In particular, we ask the following questions:
- How do individuals redistribute in situations with “classic” (i.e., non-inherited) vs. inherited inequality?
- How do redistributive preferences depend on whether
- inequality is (originally) based on luck vs. effort?
- individuals on the dispensing and receiving end are meaningfully vs. randomly associated?
- consumption inequality or inequality of opportunity is inherited?
The design can be readily extended to study how different contextual features shape these attitudes, making it an ideal workhorse for subsequent research on this topic.
Experimental Design
Our design is based on the impartial spectator paradigm (Cappelen et al., 2013) and consists of two stages:
- In the work stage, economic inequality between pairs of participants is generated.
- In the redistribution stage, impartial spectators can freely redistribute within these pairs.
We are interested in spectators’ redistribution decisions and how these relate to preferences over real-world policies elicited after the redistribution stage.
Each spectator is randomly assigned to one of three treatments. Moreover, within each treatment, we confront each spectator with different situations. We will first focus on the baseline treatment and explain how these situations differ. Then, we will outline how the two other treatments differ from the baseline.
Baseline Treatment
Figure 1 illustrates the situations a spectator faces in the baseline treatment. We distinguish between classic inequality and inherited inequality.
Under classic inequality , an initial allocation of 10$ is determined based on the relative performance of the two participants on a real effort task (Effort) or a random draw (Luck). The spectator is informed whether inequality was determined by luck or effort and can redistribute the 10$ freely between the two participants.
Under inherited inequality , the earnings of active participants are determined in the same way. However, each active participant additionally appoints one real-life friend as his or her passive counterpart. The initial earnings of each passive participant are identical to the earnings of the associated active participant. The spectator can redistribute only between the two passive individuals.
Figure 1: Illustration of the Baseline Treatment.
Crossing classic/inherited inequality with effort/luck yields four different conditions. Each spectator makes incentivized redistribution decisions in all four conditions, which allows us to relate our findings on attitudes towards inherited inequality to previous research on classic inequality (for an overview, see Cappelen et al., 2020).
Treatment Variations
In addition to the Baseline treatment, we have designed two other treatments, which are illustrated in figure 2.
- Random Associations: This treatment was designed to investigate whether the nature of associations between active and passive participants is an important determinant of attitudes towards inherited inequality. The treatment mirrors the baseline in all aspects except that active and associated passive participants are not friends but randomly assigned strangers.

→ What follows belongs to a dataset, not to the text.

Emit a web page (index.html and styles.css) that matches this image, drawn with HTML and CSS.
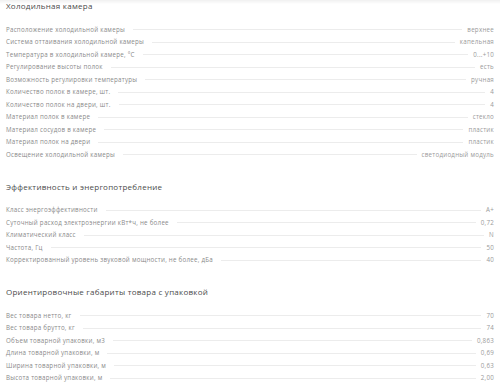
FILE: index.html
```html
<!DOCTYPE html>
<html lang="ru">
<head>
<meta charset="utf-8">
<link rel="stylesheet" href="styles.css">
</head>
<body>
<div class="topshade"></div>
<main class="page">
  <section class="group">
    <h2 class="title">Холодильная камера</h2>
    <div class="row"><span class="label">Расположение холодильной камеры</span><span class="line"></span><span class="value">верхнее</span></div>
    <div class="row"><span class="label">Система оттаивания холодильной камеры</span><span class="line"></span><span class="value">капельная</span></div>
    <div class="row"><span class="label">Температура в холодильной камере, °С</span><span class="line"></span><span class="value">0...+10</span></div>
    <div class="row"><span class="label">Регулирование высоты полок</span><span class="line"></span><span class="value">есть</span></div>
    <div class="row"><span class="label">Возможность регулировки температуры</span><span class="line"></span><span class="value">ручная</span></div>
    <div class="row"><span class="label">Количество полок в камере, шт.</span><span class="line"></span><span class="value">4</span></div>
    <div class="row"><span class="label">Количество полок на двери, шт.</span><span class="line"></span><span class="value">4</span></div>
    <div class="row"><span class="label">Материал полок в камере</span><span class="line"></span><span class="value">стекло</span></div>
    <div class="row"><span class="label">Материал сосудов в камере</span><span class="line"></span><span class="value">пластик</span></div>
    <div class="row"><span class="label">Материал полок на двери</span><span class="line"></span><span class="value">пластик</span></div>
    <div class="row"><span class="label">Освещение холодильной камеры</span><span class="line"></span><span class="value">светодиодный модуль</span></div>
  </section>
  <section class="group">
    <h2 class="title">Эффективность и энергопотребление</h2>
    <div class="row"><span class="label">Класс энергоэффективности</span><span class="line"></span><span class="value">A+</span></div>
    <div class="row"><span class="label">Суточный расход электроэнергии кВт*ч, не более</span><span class="line"></span><span class="value">0,72</span></div>
    <div class="row"><span class="label">Климатический класс</span><span class="line"></span><span class="value">N</span></div>
    <div class="row"><span class="label">Частота, Гц</span><span class="line"></span><span class="value">50</span></div>
    <div class="row"><span class="label">Корректированный уровень звуковой мощности, не более, дБа</span><span class="line"></span><span class="value">40</span></div>
  </section>
  <section class="group">
    <h2 class="title">Ориентировочные габариты товара с упаковкой</h2>
    <div class="row"><span class="label">Вес товара нетто, кг</span><span class="line"></span><span class="value">70</span></div>
    <div class="row"><span class="label">Вес товара брутто, кг</span><span class="line"></span><span class="value">74</span></div>
    <div class="row"><span class="label">Объем товарной упаковки, м3</span><span class="line"></span><span class="value">0,863</span></div>
    <div class="row"><span class="label">Длина товарной упаковки, м</span><span class="line"></span><span class="value">0,69</span></div>
    <div class="row"><span class="label">Ширина товарной упаковки, м</span><span class="line"></span><span class="value">0,63</span></div>
    <div class="row"><span class="label">Высота товарной упаковки, м</span><span class="line"></span><span class="value">2,00</span></div>
  </section>
</main>
</body>
</html>
```
FILE: styles.css
```css
html, body {
  margin: 0;
  padding: 0;
  background: #ffffff;
}
body {
  font-family: "Open Sans", "DejaVu Sans", sans-serif;
  color: #8a8a8a;
  overflow: hidden;
}
.topshade {
  position: fixed;
  top: 0;
  left: 0;
  right: 0;
  height: 4px;
  background: linear-gradient(to bottom, rgba(0,0,0,0.06), rgba(0,0,0,0));
}
.page {
  padding: 0 6px;
}
.group {
  margin-bottom: 20px;
}
.title {
  margin: 0 0 12px;
  font-size: 8px;
  line-height: 11px;
  font-weight: 400;
  color: #4a4a4a;
  letter-spacing: 0.25px;
}
.row {
  display: flex;
  align-items: center;
  height: 12.5px;
  font-size: 6.2px;
  letter-spacing: 0.25px;
  white-space: nowrap;
}
.line {
  flex: 1;
  border-top: 1px solid #ececec;
  margin: 1px 5px 0 8px;
}
.value {
  color: #9a9a9a;
}
```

- Inequality of Opportunity: This treatment was designed to investigate whether individuals reject inherited inequality of opportunity more readily than inherited consumption inequality. The treatment differs from the baseline in that passive participants engage in a work stage, where their marginal return to performance is dependent on their active counterparts’ performance/random draw.
Figure 2: Illustration of the inherited-inequality parts of all three treatments.
Power & Costs
We apply for Prolific-credit to recruit the spectator sample.

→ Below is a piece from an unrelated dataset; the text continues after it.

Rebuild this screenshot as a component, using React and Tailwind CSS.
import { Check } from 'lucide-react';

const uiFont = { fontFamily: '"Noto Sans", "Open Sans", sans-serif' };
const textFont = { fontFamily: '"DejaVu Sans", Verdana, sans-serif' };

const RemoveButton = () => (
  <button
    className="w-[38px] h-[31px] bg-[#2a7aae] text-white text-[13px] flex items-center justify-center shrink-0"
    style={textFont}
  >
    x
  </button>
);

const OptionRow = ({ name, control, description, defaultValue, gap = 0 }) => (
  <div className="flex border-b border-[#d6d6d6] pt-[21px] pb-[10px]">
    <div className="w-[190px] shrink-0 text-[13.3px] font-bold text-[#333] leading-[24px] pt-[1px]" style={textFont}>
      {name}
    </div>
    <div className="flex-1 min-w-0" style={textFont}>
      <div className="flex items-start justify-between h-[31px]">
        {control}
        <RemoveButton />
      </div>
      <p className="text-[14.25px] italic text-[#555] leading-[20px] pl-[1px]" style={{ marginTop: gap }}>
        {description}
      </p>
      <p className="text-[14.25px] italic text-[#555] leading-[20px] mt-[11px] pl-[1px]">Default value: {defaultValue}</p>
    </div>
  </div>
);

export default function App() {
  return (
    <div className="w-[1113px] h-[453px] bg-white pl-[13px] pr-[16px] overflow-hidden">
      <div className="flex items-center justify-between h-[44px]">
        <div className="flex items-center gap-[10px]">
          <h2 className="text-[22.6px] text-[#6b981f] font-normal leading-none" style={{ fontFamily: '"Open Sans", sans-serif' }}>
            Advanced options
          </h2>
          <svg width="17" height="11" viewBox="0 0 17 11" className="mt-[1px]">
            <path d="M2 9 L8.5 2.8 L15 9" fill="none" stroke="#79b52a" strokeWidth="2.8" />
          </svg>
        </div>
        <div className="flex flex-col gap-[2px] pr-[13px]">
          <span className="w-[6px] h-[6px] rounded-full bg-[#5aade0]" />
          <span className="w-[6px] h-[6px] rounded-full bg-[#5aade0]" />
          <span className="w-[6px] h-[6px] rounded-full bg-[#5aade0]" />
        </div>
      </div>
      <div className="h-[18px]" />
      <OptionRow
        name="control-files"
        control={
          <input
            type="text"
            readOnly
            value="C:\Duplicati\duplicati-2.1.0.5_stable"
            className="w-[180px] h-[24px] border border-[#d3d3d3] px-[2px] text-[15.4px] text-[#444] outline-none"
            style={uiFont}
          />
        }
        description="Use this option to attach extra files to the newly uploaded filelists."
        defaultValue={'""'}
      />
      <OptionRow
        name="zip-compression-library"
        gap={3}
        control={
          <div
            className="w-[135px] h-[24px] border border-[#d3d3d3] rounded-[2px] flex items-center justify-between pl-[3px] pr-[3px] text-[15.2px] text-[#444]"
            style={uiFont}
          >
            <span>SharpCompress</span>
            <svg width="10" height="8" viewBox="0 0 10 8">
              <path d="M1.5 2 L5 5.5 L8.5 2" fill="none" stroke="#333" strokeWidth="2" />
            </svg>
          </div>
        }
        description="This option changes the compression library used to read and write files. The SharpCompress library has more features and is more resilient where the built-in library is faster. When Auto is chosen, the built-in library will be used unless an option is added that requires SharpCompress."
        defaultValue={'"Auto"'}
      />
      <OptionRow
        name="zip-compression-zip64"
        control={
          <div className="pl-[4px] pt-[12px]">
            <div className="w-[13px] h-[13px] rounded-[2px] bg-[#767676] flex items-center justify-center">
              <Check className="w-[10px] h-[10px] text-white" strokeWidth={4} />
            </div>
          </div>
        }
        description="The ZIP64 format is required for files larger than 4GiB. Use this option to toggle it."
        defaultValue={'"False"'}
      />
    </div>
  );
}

We want to power the between-subjects treatment comparisons of the average amount of inequality equalized by spectators for each of the four conditions. Assuming - based on Almas et al. (2020) - that the distribution of the amount of inequality equalized between spectators has a standard deviation of 0.425 and specifying a minimum detectable effect size of 7%p, we require 580 spectators per treatment to get 80% power at alpha = 0.05.
At 5.50$ (4 GBP) per spectator (40 minutes on Prolific), this amounts to 4 x 3 x 580 = 6960 x 1.33 = 9256.8 GBP. To additionally finance a small pilot to make sure that spectators understand that active and passive participants are meaningfully related in the baseline treatment, we would like to apply for 10000 GBP in total.

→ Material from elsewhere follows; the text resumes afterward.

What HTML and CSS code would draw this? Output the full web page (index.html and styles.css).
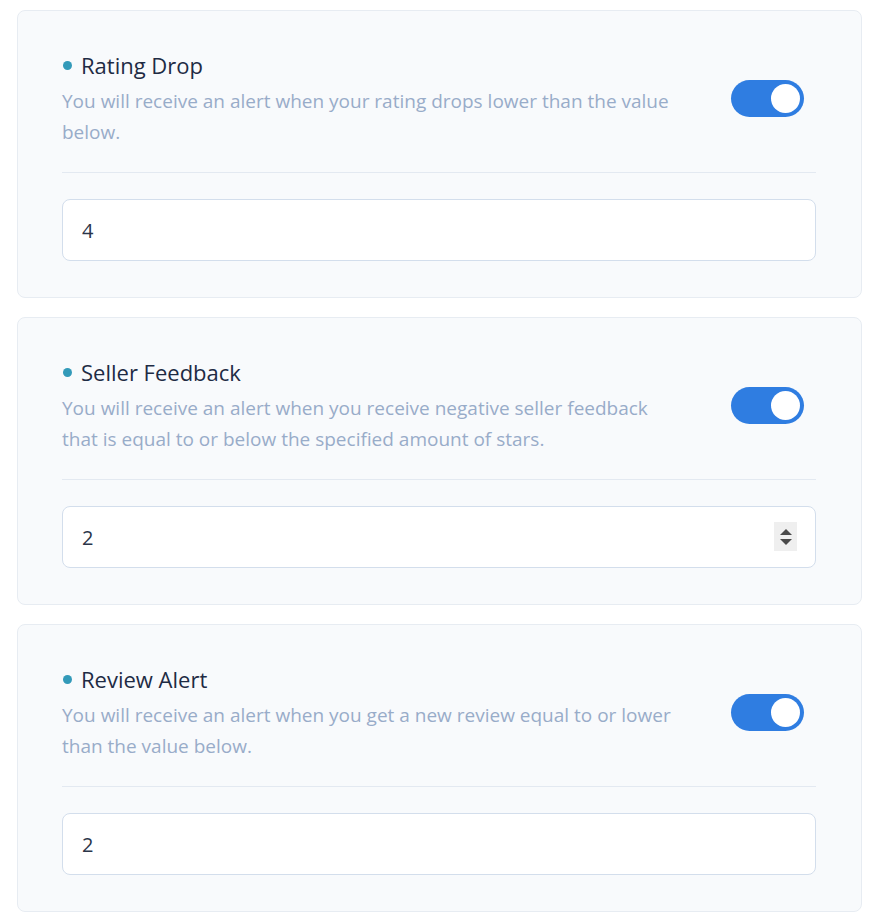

The study has been preregistered on the AEA RCT registry (https://www.socialscienceregistry.org) under the title “Attitudes Towards Inherited Inequality”. Further, we will make data, analysis code, and oTree code publicly available after peer-reviewed publication of the study.
References
Almås, I., Cappelen, A. W., & Tungodden, B. (2020). Cutthroat capitalism versus cuddly socialism: Are Americans more meritocratic and efficiency-seeking than Scandinavians?. Journal of Political Economy, 128(5), 1753-1788.
Cappelen, A. W., Konow, J., Sørensen, E. Ø., & Tungodden, B. (2013). Just luck: An experimental study of risk-taking and fairness. American Economic Review, 103(4), 1398-1413.
Cappelen, A. W., Falch, R., & Tungodden, B. (2020). Fair and Unfair Income Inequality. Handbook of Labor, Human Resources and Population Economics, 1-25.